---------- Supplied data ----------

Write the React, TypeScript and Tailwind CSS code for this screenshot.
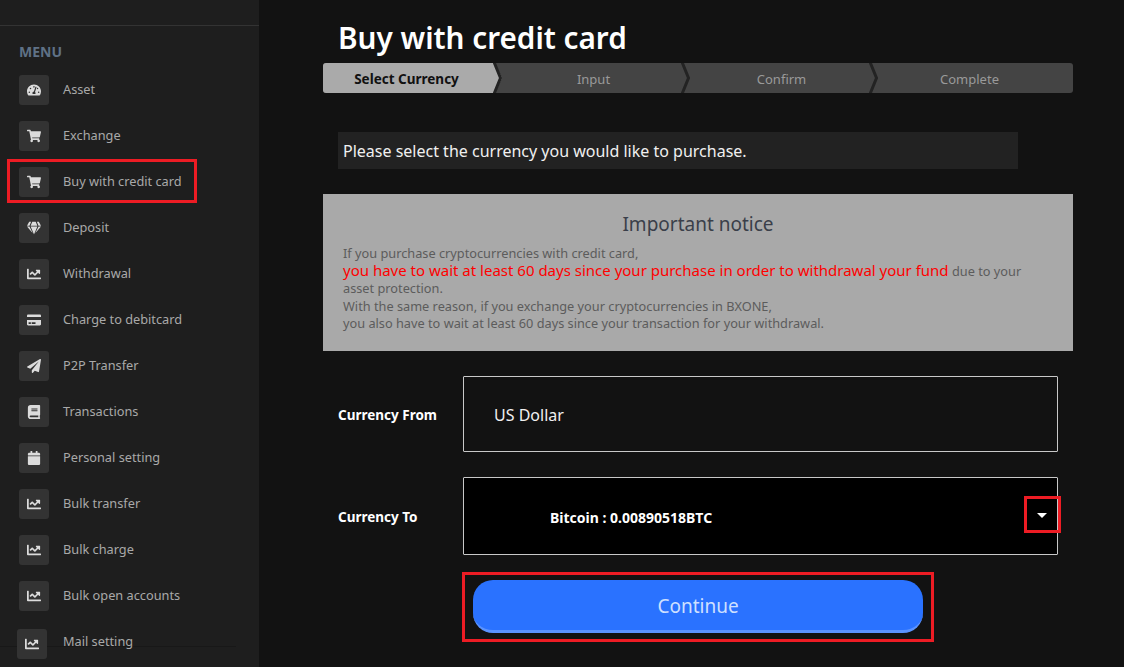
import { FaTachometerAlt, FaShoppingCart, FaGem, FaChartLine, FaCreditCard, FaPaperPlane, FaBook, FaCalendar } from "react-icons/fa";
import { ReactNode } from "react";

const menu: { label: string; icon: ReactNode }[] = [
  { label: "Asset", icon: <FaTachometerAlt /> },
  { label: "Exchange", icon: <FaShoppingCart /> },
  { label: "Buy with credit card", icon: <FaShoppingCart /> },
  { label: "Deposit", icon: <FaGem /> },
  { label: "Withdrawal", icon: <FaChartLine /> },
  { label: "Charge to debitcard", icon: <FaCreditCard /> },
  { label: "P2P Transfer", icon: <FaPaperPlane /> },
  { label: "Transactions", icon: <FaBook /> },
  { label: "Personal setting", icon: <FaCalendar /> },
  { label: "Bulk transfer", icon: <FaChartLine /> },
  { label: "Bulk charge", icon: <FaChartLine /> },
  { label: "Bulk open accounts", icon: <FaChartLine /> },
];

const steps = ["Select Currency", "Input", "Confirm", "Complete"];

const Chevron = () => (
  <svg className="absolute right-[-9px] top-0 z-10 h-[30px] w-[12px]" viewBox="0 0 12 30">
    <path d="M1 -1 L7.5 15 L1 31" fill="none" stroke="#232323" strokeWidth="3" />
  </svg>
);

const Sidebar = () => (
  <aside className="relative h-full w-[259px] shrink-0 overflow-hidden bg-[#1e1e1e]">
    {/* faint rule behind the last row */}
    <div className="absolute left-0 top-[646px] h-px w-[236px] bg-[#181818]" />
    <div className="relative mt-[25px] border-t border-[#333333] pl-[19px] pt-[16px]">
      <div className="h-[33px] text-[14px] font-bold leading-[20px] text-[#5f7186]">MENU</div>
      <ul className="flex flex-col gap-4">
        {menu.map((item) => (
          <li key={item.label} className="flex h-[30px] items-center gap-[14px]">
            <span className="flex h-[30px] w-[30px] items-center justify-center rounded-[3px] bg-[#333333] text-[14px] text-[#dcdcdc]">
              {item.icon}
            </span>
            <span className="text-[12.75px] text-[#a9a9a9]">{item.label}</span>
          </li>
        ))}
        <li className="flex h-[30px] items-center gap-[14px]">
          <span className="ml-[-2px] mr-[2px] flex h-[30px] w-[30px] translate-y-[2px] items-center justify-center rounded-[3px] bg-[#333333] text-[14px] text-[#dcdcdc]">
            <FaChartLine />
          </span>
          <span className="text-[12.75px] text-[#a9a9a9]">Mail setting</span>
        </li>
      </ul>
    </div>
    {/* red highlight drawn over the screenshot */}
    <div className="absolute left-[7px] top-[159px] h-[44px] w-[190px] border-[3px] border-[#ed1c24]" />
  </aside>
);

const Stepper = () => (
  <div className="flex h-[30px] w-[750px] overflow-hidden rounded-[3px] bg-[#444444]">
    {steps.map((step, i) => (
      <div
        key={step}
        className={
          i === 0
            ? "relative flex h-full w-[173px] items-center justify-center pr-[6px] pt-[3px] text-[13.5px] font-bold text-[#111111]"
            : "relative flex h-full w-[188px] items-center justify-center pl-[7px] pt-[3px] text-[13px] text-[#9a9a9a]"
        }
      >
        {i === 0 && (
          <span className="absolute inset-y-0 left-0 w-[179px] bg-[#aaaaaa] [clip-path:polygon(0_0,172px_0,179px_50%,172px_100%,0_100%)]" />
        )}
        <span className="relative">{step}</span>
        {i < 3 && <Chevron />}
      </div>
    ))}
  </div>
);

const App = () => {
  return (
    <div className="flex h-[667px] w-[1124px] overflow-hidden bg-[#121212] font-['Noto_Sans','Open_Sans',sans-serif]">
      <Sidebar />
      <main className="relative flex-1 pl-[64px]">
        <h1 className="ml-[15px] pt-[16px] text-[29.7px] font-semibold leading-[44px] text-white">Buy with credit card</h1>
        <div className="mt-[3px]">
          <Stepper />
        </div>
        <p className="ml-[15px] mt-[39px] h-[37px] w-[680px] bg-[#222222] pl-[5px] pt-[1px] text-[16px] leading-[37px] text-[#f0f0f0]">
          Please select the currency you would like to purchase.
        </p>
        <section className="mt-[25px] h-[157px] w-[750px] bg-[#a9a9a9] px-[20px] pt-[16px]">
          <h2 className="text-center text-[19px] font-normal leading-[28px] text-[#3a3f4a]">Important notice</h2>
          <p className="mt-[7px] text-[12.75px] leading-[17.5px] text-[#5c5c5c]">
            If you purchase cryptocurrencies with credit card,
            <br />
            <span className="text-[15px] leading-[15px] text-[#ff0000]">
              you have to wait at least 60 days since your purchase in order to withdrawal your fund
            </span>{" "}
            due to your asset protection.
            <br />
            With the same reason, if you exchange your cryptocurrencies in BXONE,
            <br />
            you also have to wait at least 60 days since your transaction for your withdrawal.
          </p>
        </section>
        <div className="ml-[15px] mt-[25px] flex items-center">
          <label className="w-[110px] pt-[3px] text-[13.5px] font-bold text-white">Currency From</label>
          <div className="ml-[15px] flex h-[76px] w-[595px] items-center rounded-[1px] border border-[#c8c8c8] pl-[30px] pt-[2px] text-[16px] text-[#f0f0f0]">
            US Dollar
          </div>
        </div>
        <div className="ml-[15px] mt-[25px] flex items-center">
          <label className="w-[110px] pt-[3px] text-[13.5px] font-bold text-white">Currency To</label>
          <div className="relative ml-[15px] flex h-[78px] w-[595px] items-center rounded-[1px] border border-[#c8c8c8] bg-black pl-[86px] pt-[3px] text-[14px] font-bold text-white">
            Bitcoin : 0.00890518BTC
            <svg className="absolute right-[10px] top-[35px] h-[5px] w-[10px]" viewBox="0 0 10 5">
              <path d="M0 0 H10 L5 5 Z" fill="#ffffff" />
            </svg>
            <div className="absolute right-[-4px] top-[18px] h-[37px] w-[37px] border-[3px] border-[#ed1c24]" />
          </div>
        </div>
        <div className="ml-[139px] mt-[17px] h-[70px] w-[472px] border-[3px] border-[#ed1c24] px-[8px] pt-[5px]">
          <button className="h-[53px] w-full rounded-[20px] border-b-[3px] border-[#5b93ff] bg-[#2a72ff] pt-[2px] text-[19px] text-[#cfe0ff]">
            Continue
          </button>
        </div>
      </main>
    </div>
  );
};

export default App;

----------

**Work to do**
Set down the material above as is, without any pictures.

**Solution to the problem**
Write the React, TypeScript and Tailwind CSS code for this screenshot.
import { FaTachometerAlt, FaShoppingCart, FaGem, FaChartLine, FaCreditCard, FaPaperPlane, FaBook, FaCalendar } from "react-icons/fa";
import { ReactNode } from "react";

const menu: { label: string; icon: ReactNode }[] = [
  { label: "Asset", icon: <FaTachometerAlt /> },
  { label: "Exchange", icon: <FaShoppingCart /> },
  { label: "Buy with credit card", icon: <FaShoppingCart /> },
  { label: "Deposit", icon: <FaGem /> },
  { label: "Withdrawal", icon: <FaChartLine /> },
  { label: "Charge to debitcard", icon: <FaCreditCard /> },
  { label: "P2P Transfer", icon: <FaPaperPlane /> },
  { label: "Transactions", icon: <FaBook /> },
  { label: "Personal setting", icon: <FaCalendar /> },
  { label: "Bulk transfer", icon: <FaChartLine /> },
  { label: "Bulk charge", icon: <FaChartLine /> },
  { label: "Bulk open accounts", icon: <FaChartLine /> },
];

const steps = ["Select Currency", "Input", "Confirm", "Complete"];

const Chevron = () => (
  <svg className="absolute right-[-9px] top-0 z-10 h-[30px] w-[12px]" viewBox="0 0 12 30">
    <path d="M1 -1 L7.5 15 L1 31" fill="none" stroke="#232323" strokeWidth="3" />
  </svg>
);

const Sidebar = () => (
  <aside className="relative h-full w-[259px] shrink-0 overflow-hidden bg-[#1e1e1e]">
    {/* faint rule behind the last row */}
    <div className="absolute left-0 top-[646px] h-px w-[236px] bg-[#181818]" />
    <div className="relative mt-[25px] border-t border-[#333333] pl-[19px] pt-[16px]">
      <div className="h-[33px] text-[14px] font-bold leading-[20px] text-[#5f7186]">MENU</div>
      <ul className="flex flex-col gap-4">
        {menu.map((item) => (
          <li key={item.label} className="flex h-[30px] items-center gap-[14px]">
            <span className="flex h-[30px] w-[30px] items-center justify-center rounded-[3px] bg-[#333333] text-[14px] text-[#dcdcdc]">
              {item.icon}
            </span>
            <span className="text-[12.75px] text-[#a9a9a9]">{item.label}</span>
          </li>
        ))}
        <li className="flex h-[30px] items-center gap-[14px]">
          <span className="ml-[-2px] mr-[2px] flex h-[30px] w-[30px] translate-y-[2px] items-center justify-center rounded-[3px] bg-[#333333] text-[14px] text-[#dcdcdc]">
            <FaChartLine />
          </span>
          <span className="text-[12.75px] text-[#a9a9a9]">Mail setting</span>
        </li>
      </ul>
    </div>
    {/* red highlight drawn over the screenshot */}
    <div className="absolute left-[7px] top-[159px] h-[44px] w-[190px] border-[3px] border-[#ed1c24]" />
  </aside>
);

const Stepper = () => (
  <div className="flex h-[30px] w-[750px] overflow-hidden rounded-[3px] bg-[#444444]">
    {steps.map((step, i) => (
      <div
        key={step}
        className={
          i === 0
            ? "relative flex h-full w-[173px] items-center justify-center pr-[6px] pt-[3px] text-[13.5px] font-bold text-[#111111]"
            : "relative flex h-full w-[188px] items-center justify-center pl-[7px] pt-[3px] text-[13px] text-[#9a9a9a]"
        }
      >
        {i === 0 && (
          <span className="absolute inset-y-0 left-0 w-[179px] bg-[#aaaaaa] [clip-path:polygon(0_0,172px_0,179px_50%,172px_100%,0_100%)]" />
        )}
        <span className="relative">{step}</span>
        {i < 3 && <Chevron />}
      </div>
    ))}
  </div>
);

const App = () => {
  return (
    <div className="flex h-[667px] w-[1124px] overflow-hidden bg-[#121212] font-['Noto_Sans','Open_Sans',sans-serif]">
      <Sidebar />
      <main className="relative flex-1 pl-[64px]">
        <h1 className="ml-[15px] pt-[16px] text-[29.7px] font-semibold leading-[44px] text-white">Buy with credit card</h1>
        <div className="mt-[3px]">
          <Stepper />
        </div>
        <p className="ml-[15px] mt-[39px] h-[37px] w-[680px] bg-[#222222] pl-[5px] pt-[1px] text-[16px] leading-[37px] text-[#f0f0f0]">
          Please select the currency you would like to purchase.
        </p>
        <section className="mt-[25px] h-[157px] w-[750px] bg-[#a9a9a9] px-[20px] pt-[16px]">
          <h2 className="text-center text-[19px] font-normal leading-[28px] text-[#3a3f4a]">Important notice</h2>
          <p className="mt-[7px] text-[12.75px] leading-[17.5px] text-[#5c5c5c]">
            If you purchase cryptocurrencies with credit card,
            <br />
            <span className="text-[15px] leading-[15px] text-[#ff0000]">
              you have to wait at least 60 days since your purchase in order to withdrawal your fund
            </span>{" "}
            due to your asset protection.
            <br />
            With the same reason, if you exchange your cryptocurrencies in BXONE,
            <br />
            you also have to wait at least 60 days since your transaction for your withdrawal.
          </p>
        </section>
        <div className="ml-[15px] mt-[25px] flex items-center">
          <label className="w-[110px] pt-[3px] text-[13.5px] font-bold text-white">Currency From</label>
          <div className="ml-[15px] flex h-[76px] w-[595px] items-center rounded-[1px] border border-[#c8c8c8] pl-[30px] pt-[2px] text-[16px] text-[#f0f0f0]">
            US Dollar
          </div>
        </div>
        <div className="ml-[15px] mt-[25px] flex items-center">
          <label className="w-[110px] pt-[3px] text-[13.5px] font-bold text-white">Currency To</label>
          <div className="relative ml-[15px] flex h-[78px] w-[595px] items-center rounded-[1px] border border-[#c8c8c8] bg-black pl-[86px] pt-[3px] text-[14px] font-bold text-white">
            Bitcoin : 0.00890518BTC
            <svg className="absolute right-[10px] top-[35px] h-[5px] w-[10px]" viewBox="0 0 10 5">
              <path d="M0 0 H10 L5 5 Z" fill="#ffffff" />
            </svg>
            <div className="absolute right-[-4px] top-[18px] h-[37px] w-[37px] border-[3px] border-[#ed1c24]" />
          </div>
        </div>
        <div className="ml-[139px] mt-[17px] h-[70px] w-[472px] border-[3px] border-[#ed1c24] px-[8px] pt-[5px]">
          <button className="h-[53px] w-full rounded-[20px] border-b-[3px] border-[#5b93ff] bg-[#2a72ff] pt-[2px] text-[19px] text-[#cfe0ff]">
            Continue
          </button>
        </div>
      </main>
    </div>
  );
};

export default App;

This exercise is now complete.